The zstanjj/HTML-Pruner-Llama-1B is a 1 billion parameter Llama-based model developed by zstanjj, designed for HTML pruning within Retrieval Augmented Generation (RAG) systems. It specializes in reducing the length of HTML documents while retaining semantic information, utilizing a two-step block-tree-based pruning approach. This model is particularly effective for optimizing HTML content for long-context LLMs by focusing on relevant sections.
Loading preview...
Overview
The zstanjj/HTML-Pruner-Llama-1B is a 1 billion parameter model specifically developed for HTML pruning, a key component of the HtmlRAG system. This model is designed to process and condense HTML documents, making them more efficient for use with Retrieval Augmented Generation (RAG) systems, especially when dealing with long-context Large Language Models (LLMs).
Key Capabilities
- Lossless HTML Cleaning: Removes irrelevant content and compresses redundant structures in HTML while preserving all semantic information. This prepares HTML for RAG systems with long-context LLMs.
- Two-Step Block-Tree-Based HTML Pruning: Employs a two-stage pruning process based on a block tree structure.
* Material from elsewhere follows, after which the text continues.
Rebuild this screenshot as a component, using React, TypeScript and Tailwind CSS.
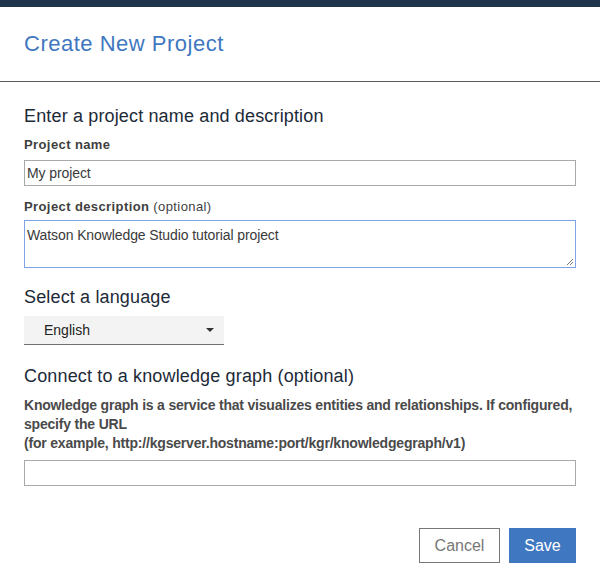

The first step uses an embedding model (e.g., BAAI/bge-large-en) to rank HTML blocks, and the second step refines this with a generative model (this Llama-1B model).
- Context Optimization: Reduces the token count of HTML documents, allowing more relevant information to fit within the context window of LLMs.
Performance
When integrated into the HtmlRAG system with Llama-3.1-70B-Instruct as the chat model, HTML-Pruner-Llama-1B demonstrates competitive performance across various question-answering datasets, often outperforming traditional methods like BM25 and BGE on metrics such as Exact Match (EM) and ROUGE-L. For instance, it achieved 60.75 EM on NQ and 45.00 EM on HotpotQA, highlighting its effectiveness in improving RAG system accuracy by providing more focused HTML context.
Good For
- Developers building RAG systems that utilize HTML as a knowledge source.
- Applications requiring efficient processing of lengthy and complex HTML documents.
- Optimizing input context for LLMs to improve retrieval and generation quality.